Когда аэростат спустился на землю, притянутый за брошенный мною канат, я крикнул судьям:
— Я выиграл?
— Да! — услышал я в ответ.
Это кричала толпа...
Однако Сантосу пришлось пережить еще борьбу из-за присуждения приза Дойча. Условия конкурса оказались не совсем ясными, нашлись казуисты, которые заявляли, что моментом возвращения аэростата надо считать не пролет его над головами судей, а момент спуска на аэродром. Тогда воздухоплаватель опоздал... на полминуты или — о, ужас! — на целые 40 секунд!
Но заслуги Сантоса были признаны не одними судьями. Приз Дойча был ему присужден.
Управляемый аэростат, построенный по образцу аэростата Сантос-Дюмона в 1902 г. английским спортсменом Спенсером. |
*
Однако Сантос-Дюмон не успокоился на завоеванных лаврах.
За аэростатом «Сантос-6» следуют новые модели. Для всемирной американской выставки в Сен-Луи в 1902 г. он строит аэростат покрупнее, с мотором в. 50 л. с. Но в Америке аэростат был приведен в негодное состояние до первого испытания какими-то злоумышленниками, по-видимому из числа его конкурентов.
Аэростат № 9 был в особенности популярен, так как спортсмен часто показывался с ним в Париже на многих гуляньях и торжествах.
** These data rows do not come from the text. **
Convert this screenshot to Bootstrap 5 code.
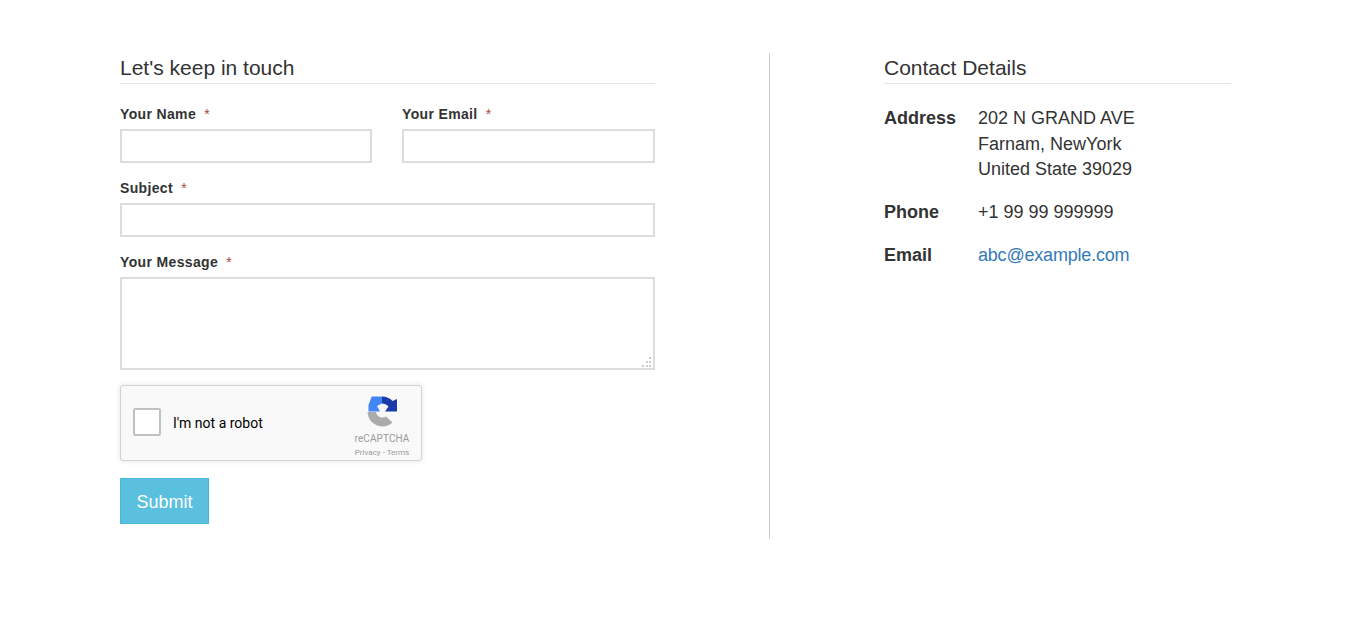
<!DOCTYPE html>
<html lang="en">
<head>
<meta charset="utf-8">
<title>Contact</title>
<link href="https://cdn.jsdelivr.net/npm/bootstrap@5.3.0/dist/css/bootstrap.min.css" rel="stylesheet">
<style>
body{font-family:"Liberation Sans",Arial,sans-serif;color:#333;background:#fff;font-size:14px}
.page-wrap{padding:53px 118px 0 120px}
.form-col{width:535px;flex:none}
.split-rule{width:1px;background:#ccc;height:486px;margin:0 114px;flex:none}
.info-col{width:347px;flex:none}
.sect-title{font-size:21px;line-height:22px;font-weight:400;margin:4px 0 0;padding-bottom:4px;border-bottom:1px solid #e5e5e5;color:#333}
.field-label{display:block;font-size:14px;line-height:20px;font-weight:700;letter-spacing:.35px;margin-bottom:5px;color:#333}
.req{color:#a94442;font-weight:400;margin-left:4px}
.field-box{display:block;width:100%;height:34px;border:2px solid #ddd;border-radius:0;background:#fff;padding:4px 8px}
.field-area{height:93px;resize:none}
.area-wrap{position:relative}
.area-grip{position:absolute;right:4px;bottom:3px;display:block}
.field-row{display:flex;gap:30px;padding-top:20px}
.field-row>div{width:252px}
.field-row>div+div{width:253px}
.field-one{padding-top:15px}
.cap-box{width:302px;height:76px;margin-top:15px;background:#f9f9f9;border:1px solid #d3d3d3;border-radius:3px;box-shadow:0 0 4px 1px rgba(0,0,0,.08);padding:0 8px 0 12px;font-family:Roboto,"Liberation Sans",sans-serif}
.cap-check{width:28px;height:28px;background:#fff;border:2px solid #c1c1c1;border-radius:2px;flex:none;margin-bottom:2px}
.cap-text{font-size:14px;color:#000;margin-left:12px}
.cap-brand{width:62px;text-align:center;padding-top:10px;line-height:1;margin-left:auto;align-self:flex-start}
.cap-brand svg{display:block;margin:0 auto}
.cap-name{font-size:10px;letter-spacing:.1px;color:#9b9b9b;margin-top:6px}
.cap-links{font-size:8px;color:#999;margin-top:5px;white-space:nowrap}
.send-btn{margin-top:17px;background:#5bc0de;border:1px solid #46b8da;border-radius:0;color:#fff;font-size:18px;line-height:24px;width:89px;height:46px;padding:1px 0 0}
.send-btn:hover{background:#5bc0de;border-color:#46b8da;color:#fff}
.info-list{margin:22px 0 0;font-size:18px;line-height:25.6px}
.info-row{display:flex;margin-bottom:17.5px}
.info-key{width:94px;font-weight:700;flex:none}
.info-val{color:#333}
.info-val a{color:#337ab7;text-decoration:none;letter-spacing:-.2px}
</style>
</head>
<body>
<main class="page-wrap d-flex">
  <section class="form-col">
    <h2 class="sect-title">Let's keep in touch</h2>
    <form>
      <div class="field-row">
        <div><label class="field-label" for="n">Your Name <span class="req">*</span></label><input class="field-box" id="n" type="text"></div>
        <div><label class="field-label" for="e">Your Email <span class="req">*</span></label><input class="field-box" id="e" type="email"></div>
      </div>
      <div class="field-one"><label class="field-label" for="s">Subject <span class="req">*</span></label><input class="field-box" id="s" type="text"></div>
      <div class="field-one"><label class="field-label" for="m">Your Message <span class="req">*</span></label>
        <div class="area-wrap">
          <textarea class="field-box field-area" id="m"></textarea>
          <svg class="area-grip" width="9" height="10" viewBox="0 0 9 10" fill="#ccc" aria-hidden="true">
            <rect x="7" y="0" width="2" height="2"/><rect x="4" y="4" width="2" height="2"/><rect x="7" y="4" width="2" height="2"/>
            <rect x="0" y="8" width="2" height="2"/><rect x="4" y="8" width="2" height="2"/><rect x="7" y="8" width="2" height="2"/>
          </svg>
        </div>
      </div>
      <div class="cap-box d-flex align-items-center">
        <div class="cap-check"></div>
        <div class="cap-text">I'm not a robot</div>
        <div class="cap-brand">
          <svg width="32" height="32" viewBox="0 0 32 32" aria-hidden="true">
            <path d="M16 .5C20 .5 24 2 26.500 5L31 3V15.500H19L22.500 10.500C21 8.500 18 7.500 16 7.500Z" fill="#1c3aa9"/>
            <path d="M5.700.5H16V7.500L11 10L14 15.500H2.500V9Z" fill="#4285f4"/>
            <path d="M1.500 16H10A6.500 6.500 0 0 0 20 20.500L26.500 26.500A15 15 0 0 1 1.500 16Z" fill="#ababab"/>
          </svg>
          <div class="cap-name">reCAPTCHA</div>
          <div class="cap-links">Privacy - Terms</div>
        </div>
      </div>
      <button class="btn send-btn d-block" type="button">Submit</button>
    </form>
  </section>
  <div class="split-rule"></div>
  <section class="info-col">
    <h2 class="sect-title">Contact Details</h2>
    <div class="info-list">
      <div class="info-row"><div class="info-key">Address</div><div class="info-val">202 N GRAND AVE<br>Farnam, NewYork<br>United State 39029</div></div>
      <div class="info-row"><div class="info-key">Phone</div><div class="info-val">+1 99 99 999999</div></div>
      <div class="info-row"><div class="info-key">Email</div><div class="info-val"><a href="#">abc@example.com</a></div></div>
    </div>
  </section>
</main>
<script src="https://cdn.jsdelivr.net/npm/bootstrap@5.3.0/dist/js/bootstrap.bundle.min.js"></script>
</body>
</html>
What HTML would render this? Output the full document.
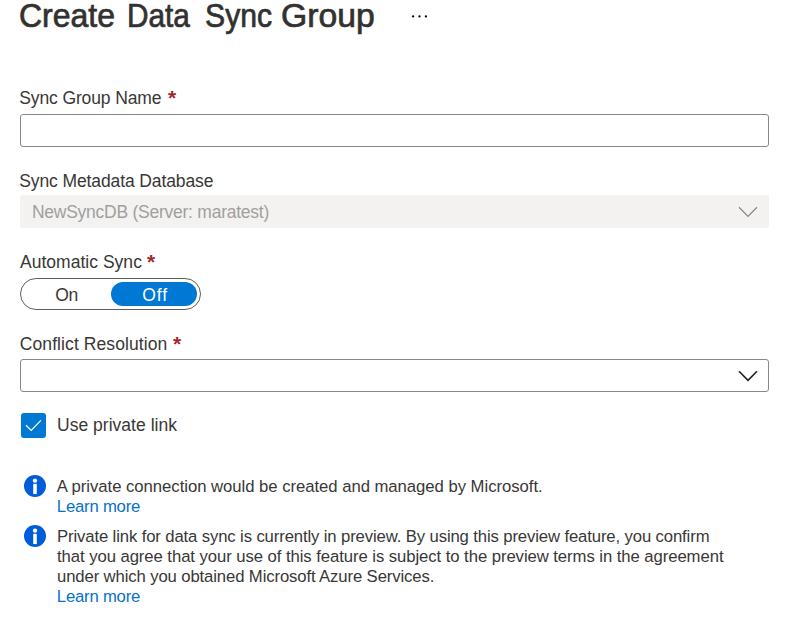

Из дальнейших аэростатов надо отметить № 11, совершавший полеты в Монако, на берегу Средиземного моря, в котором неутомимому воздухоплавателю пришлось даже искупаться несколько раз из-за вынужденных спусков аэростата.
Через несколько лет, в 1906 г., когда на основе спортивных опытов Сантос-Дюмона во Франции и Германии успешно испытывались первые военные дирижабли, бразильский спортсмен еще раз заставил говорить о себе весь мир. Получив некоторые сведения об удачных полетах братьев Райт в Америке на аэроплане, Сантос построил свой аэроплан по образцу коробчатого воздушного змея. И с помощью очень мощного для того времени мотора в 45 л. с. он сумел сделать на этом «хищнике» несколько коротких взлетов.
Так впервые состоялись полеты на аэроплане в Европе! И в первые шаги авиации Сантос-Дюмон внес свой спортивный задор, свою изобретательность, свою сильную волю и стремление к победе во что бы то ни стало!